== Available data ==

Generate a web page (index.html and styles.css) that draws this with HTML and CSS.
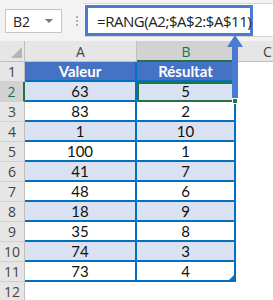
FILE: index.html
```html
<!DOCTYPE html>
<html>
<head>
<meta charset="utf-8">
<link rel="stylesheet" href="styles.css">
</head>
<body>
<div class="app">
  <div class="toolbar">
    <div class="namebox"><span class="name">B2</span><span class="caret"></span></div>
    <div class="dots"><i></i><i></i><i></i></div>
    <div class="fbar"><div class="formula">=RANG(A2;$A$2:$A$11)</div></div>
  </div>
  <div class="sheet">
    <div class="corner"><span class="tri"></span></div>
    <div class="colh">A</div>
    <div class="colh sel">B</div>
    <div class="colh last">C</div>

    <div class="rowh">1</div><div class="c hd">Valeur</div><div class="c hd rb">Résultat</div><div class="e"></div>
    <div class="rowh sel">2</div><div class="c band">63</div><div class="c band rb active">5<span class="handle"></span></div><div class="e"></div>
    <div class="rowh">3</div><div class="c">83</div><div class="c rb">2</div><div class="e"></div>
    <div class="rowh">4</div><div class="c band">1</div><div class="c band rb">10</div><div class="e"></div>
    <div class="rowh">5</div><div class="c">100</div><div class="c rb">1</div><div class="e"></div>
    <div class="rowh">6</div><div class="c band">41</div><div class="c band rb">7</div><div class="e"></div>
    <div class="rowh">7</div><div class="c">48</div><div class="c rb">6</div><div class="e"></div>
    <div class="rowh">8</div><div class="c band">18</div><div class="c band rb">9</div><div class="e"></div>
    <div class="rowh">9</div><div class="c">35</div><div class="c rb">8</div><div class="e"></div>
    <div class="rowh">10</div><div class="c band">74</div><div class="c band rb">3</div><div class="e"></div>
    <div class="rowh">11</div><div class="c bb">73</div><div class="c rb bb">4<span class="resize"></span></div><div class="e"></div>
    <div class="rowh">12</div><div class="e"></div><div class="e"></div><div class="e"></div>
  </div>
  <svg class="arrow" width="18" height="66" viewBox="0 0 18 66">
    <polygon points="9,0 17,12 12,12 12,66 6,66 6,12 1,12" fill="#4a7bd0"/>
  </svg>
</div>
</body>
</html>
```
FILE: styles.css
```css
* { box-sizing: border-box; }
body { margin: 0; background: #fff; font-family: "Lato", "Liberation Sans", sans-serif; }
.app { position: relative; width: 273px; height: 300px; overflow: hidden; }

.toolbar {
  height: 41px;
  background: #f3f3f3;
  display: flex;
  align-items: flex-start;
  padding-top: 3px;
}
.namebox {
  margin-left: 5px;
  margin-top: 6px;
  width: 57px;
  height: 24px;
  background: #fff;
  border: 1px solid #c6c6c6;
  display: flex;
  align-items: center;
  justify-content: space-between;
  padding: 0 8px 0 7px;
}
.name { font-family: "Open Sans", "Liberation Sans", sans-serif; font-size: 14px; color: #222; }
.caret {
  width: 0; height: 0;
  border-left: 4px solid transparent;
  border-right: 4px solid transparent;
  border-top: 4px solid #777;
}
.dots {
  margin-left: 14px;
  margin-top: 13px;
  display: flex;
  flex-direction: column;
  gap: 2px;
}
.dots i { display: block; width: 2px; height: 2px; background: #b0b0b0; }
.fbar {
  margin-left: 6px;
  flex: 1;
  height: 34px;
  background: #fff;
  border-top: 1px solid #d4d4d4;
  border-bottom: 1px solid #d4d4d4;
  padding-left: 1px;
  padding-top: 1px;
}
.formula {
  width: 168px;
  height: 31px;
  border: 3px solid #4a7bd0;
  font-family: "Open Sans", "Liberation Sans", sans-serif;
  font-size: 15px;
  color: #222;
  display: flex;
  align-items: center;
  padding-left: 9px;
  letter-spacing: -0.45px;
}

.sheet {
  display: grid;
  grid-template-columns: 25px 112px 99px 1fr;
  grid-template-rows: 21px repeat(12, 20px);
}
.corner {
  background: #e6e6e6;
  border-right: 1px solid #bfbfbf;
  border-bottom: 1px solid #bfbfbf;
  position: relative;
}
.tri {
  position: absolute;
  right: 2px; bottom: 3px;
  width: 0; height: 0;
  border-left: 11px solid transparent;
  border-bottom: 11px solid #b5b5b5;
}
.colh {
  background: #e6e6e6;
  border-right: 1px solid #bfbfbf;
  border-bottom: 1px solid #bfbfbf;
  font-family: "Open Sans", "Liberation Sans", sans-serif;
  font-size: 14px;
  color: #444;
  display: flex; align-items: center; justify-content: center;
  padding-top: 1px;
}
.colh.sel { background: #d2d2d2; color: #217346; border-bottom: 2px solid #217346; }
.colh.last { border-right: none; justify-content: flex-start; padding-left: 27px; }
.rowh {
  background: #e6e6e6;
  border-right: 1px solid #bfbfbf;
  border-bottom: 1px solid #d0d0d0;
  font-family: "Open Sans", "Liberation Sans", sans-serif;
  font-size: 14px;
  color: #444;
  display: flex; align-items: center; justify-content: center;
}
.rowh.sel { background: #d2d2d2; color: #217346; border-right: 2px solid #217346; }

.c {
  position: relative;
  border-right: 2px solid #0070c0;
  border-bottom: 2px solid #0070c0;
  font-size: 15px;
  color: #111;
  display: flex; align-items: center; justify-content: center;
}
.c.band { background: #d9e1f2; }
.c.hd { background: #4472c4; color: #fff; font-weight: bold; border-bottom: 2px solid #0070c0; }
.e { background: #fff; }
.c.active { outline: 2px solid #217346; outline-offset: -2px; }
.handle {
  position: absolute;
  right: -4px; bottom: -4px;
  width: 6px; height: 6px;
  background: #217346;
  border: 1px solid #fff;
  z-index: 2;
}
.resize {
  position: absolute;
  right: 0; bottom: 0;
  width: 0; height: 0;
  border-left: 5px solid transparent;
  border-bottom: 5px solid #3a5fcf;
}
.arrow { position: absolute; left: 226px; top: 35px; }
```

===

* [Goal]:
Print out the lines exactly, skipping any picture.

* [Solution to this task]:
Generate a web page (index.html and styles.css) that draws this with HTML and CSS.
FILE: index.html
```html
<!DOCTYPE html>
<html>
<head>
<meta charset="utf-8">
<link rel="stylesheet" href="styles.css">
</head>
<body>
<div class="app">
  <div class="toolbar">
    <div class="namebox"><span class="name">B2</span><span class="caret"></span></div>
    <div class="dots"><i></i><i></i><i></i></div>
    <div class="fbar"><div class="formula">=RANG(A2;$A$2:$A$11)</div></div>
  </div>
  <div class="sheet">
    <div class="corner"><span class="tri"></span></div>
    <div class="colh">A</div>
    <div class="colh sel">B</div>
    <div class="colh last">C</div>

    <div class="rowh">1</div><div class="c hd">Valeur</div><div class="c hd rb">Résultat</div><div class="e"></div>
    <div class="rowh sel">2</div><div class="c band">63</div><div class="c band rb active">5<span class="handle"></span></div><div class="e"></div>
    <div class="rowh">3</div><div class="c">83</div><div class="c rb">2</div><div class="e"></div>
    <div class="rowh">4</div><div class="c band">1</div><div class="c band rb">10</div><div class="e"></div>
    <div class="rowh">5</div><div class="c">100</div><div class="c rb">1</div><div class="e"></div>
    <div class="rowh">6</div><div class="c band">41</div><div class="c band rb">7</div><div class="e"></div>
    <div class="rowh">7</div><div class="c">48</div><div class="c rb">6</div><div class="e"></div>
    <div class="rowh">8</div><div class="c band">18</div><div class="c band rb">9</div><div class="e"></div>
    <div class="rowh">9</div><div class="c">35</div><div class="c rb">8</div><div class="e"></div>
    <div class="rowh">10</div><div class="c band">74</div><div class="c band rb">3</div><div class="e"></div>
    <div class="rowh">11</div><div class="c bb">73</div><div class="c rb bb">4<span class="resize"></span></div><div class="e"></div>
    <div class="rowh">12</div><div class="e"></div><div class="e"></div><div class="e"></div>
  </div>
  <svg class="arrow" width="18" height="66" viewBox="0 0 18 66">
    <polygon points="9,0 17,12 12,12 12,66 6,66 6,12 1,12" fill="#4a7bd0"/>
  </svg>
</div>
</body>
</html>
```
FILE: styles.css
```css
* { box-sizing: border-box; }
body { margin: 0; background: #fff; font-family: "Lato", "Liberation Sans", sans-serif; }
.app { position: relative; width: 273px; height: 300px; overflow: hidden; }

.toolbar {
  height: 41px;
  background: #f3f3f3;
  display: flex;
  align-items: flex-start;
  padding-top: 3px;
}
.namebox {
  margin-left: 5px;
  margin-top: 6px;
  width: 57px;
  height: 24px;
  background: #fff;
  border: 1px solid #c6c6c6;
  display: flex;
  align-items: center;
  justify-content: space-between;
  padding: 0 8px 0 7px;
}
.name { font-family: "Open Sans", "Liberation Sans", sans-serif; font-size: 14px; color: #222; }
.caret {
  width: 0; height: 0;
  border-left: 4px solid transparent;
  border-right: 4px solid transparent;
  border-top: 4px solid #777;
}
.dots {
  margin-left: 14px;
  margin-top: 13px;
  display: flex;
  flex-direction: column;
  gap: 2px;
}
.dots i { display: block; width: 2px; height: 2px; background: #b0b0b0; }
.fbar {
  margin-left: 6px;
  flex: 1;
  height: 34px;
  background: #fff;
  border-top: 1px solid #d4d4d4;
  border-bottom: 1px solid #d4d4d4;
  padding-left: 1px;
  padding-top: 1px;
}
.formula {
  width: 168px;
  height: 31px;
  border: 3px solid #4a7bd0;
  font-family: "Open Sans", "Liberation Sans", sans-serif;
  font-size: 15px;
  color: #222;
  display: flex;
  align-items: center;
  padding-left: 9px;
  letter-spacing: -0.45px;
}

.sheet {
  display: grid;
  grid-template-columns: 25px 112px 99px 1fr;
  grid-template-rows: 21px repeat(12, 20px);
}
.corner {
  background: #e6e6e6;
  border-right: 1px solid #bfbfbf;
  border-bottom: 1px solid #bfbfbf;
  position: relative;
}
.tri {
  position: absolute;
  right: 2px; bottom: 3px;
  width: 0; height: 0;
  border-left: 11px solid transparent;
  border-bottom: 11px solid #b5b5b5;
}
.colh {
  background: #e6e6e6;
  border-right: 1px solid #bfbfbf;
  border-bottom: 1px solid #bfbfbf;
  font-family: "Open Sans", "Liberation Sans", sans-serif;
  font-size: 14px;
  color: #444;
  display: flex; align-items: center; justify-content: center;
  padding-top: 1px;
}
.colh.sel { background: #d2d2d2; color: #217346; border-bottom: 2px solid #217346; }
.colh.last { border-right: none; justify-content: flex-start; padding-left: 27px; }
.rowh {
  background: #e6e6e6;
  border-right: 1px solid #bfbfbf;
  border-bottom: 1px solid #d0d0d0;
  font-family: "Open Sans", "Liberation Sans", sans-serif;
  font-size: 14px;
  color: #444;
  display: flex; align-items: center; justify-content: center;
}
.rowh.sel { background: #d2d2d2; color: #217346; border-right: 2px solid #217346; }

.c {
  position: relative;
  border-right: 2px solid #0070c0;
  border-bottom: 2px solid #0070c0;
  font-size: 15px;
  color: #111;
  display: flex; align-items: center; justify-content: center;
}
.c.band { background: #d9e1f2; }
.c.hd { background: #4472c4; color: #fff; font-weight: bold; border-bottom: 2px solid #0070c0; }
.e { background: #fff; }
.c.active { outline: 2px solid #217346; outline-offset: -2px; }
.handle {
  position: absolute;
  right: -4px; bottom: -4px;
  width: 6px; height: 6px;
  background: #217346;
  border: 1px solid #fff;
  z-index: 2;
}
.resize {
  position: absolute;
  right: 0; bottom: 0;
  width: 0; height: 0;
  border-left: 5px solid transparent;
  border-bottom: 5px solid #3a5fcf;
}
.arrow { position: absolute; left: 226px; top: 35px; }
```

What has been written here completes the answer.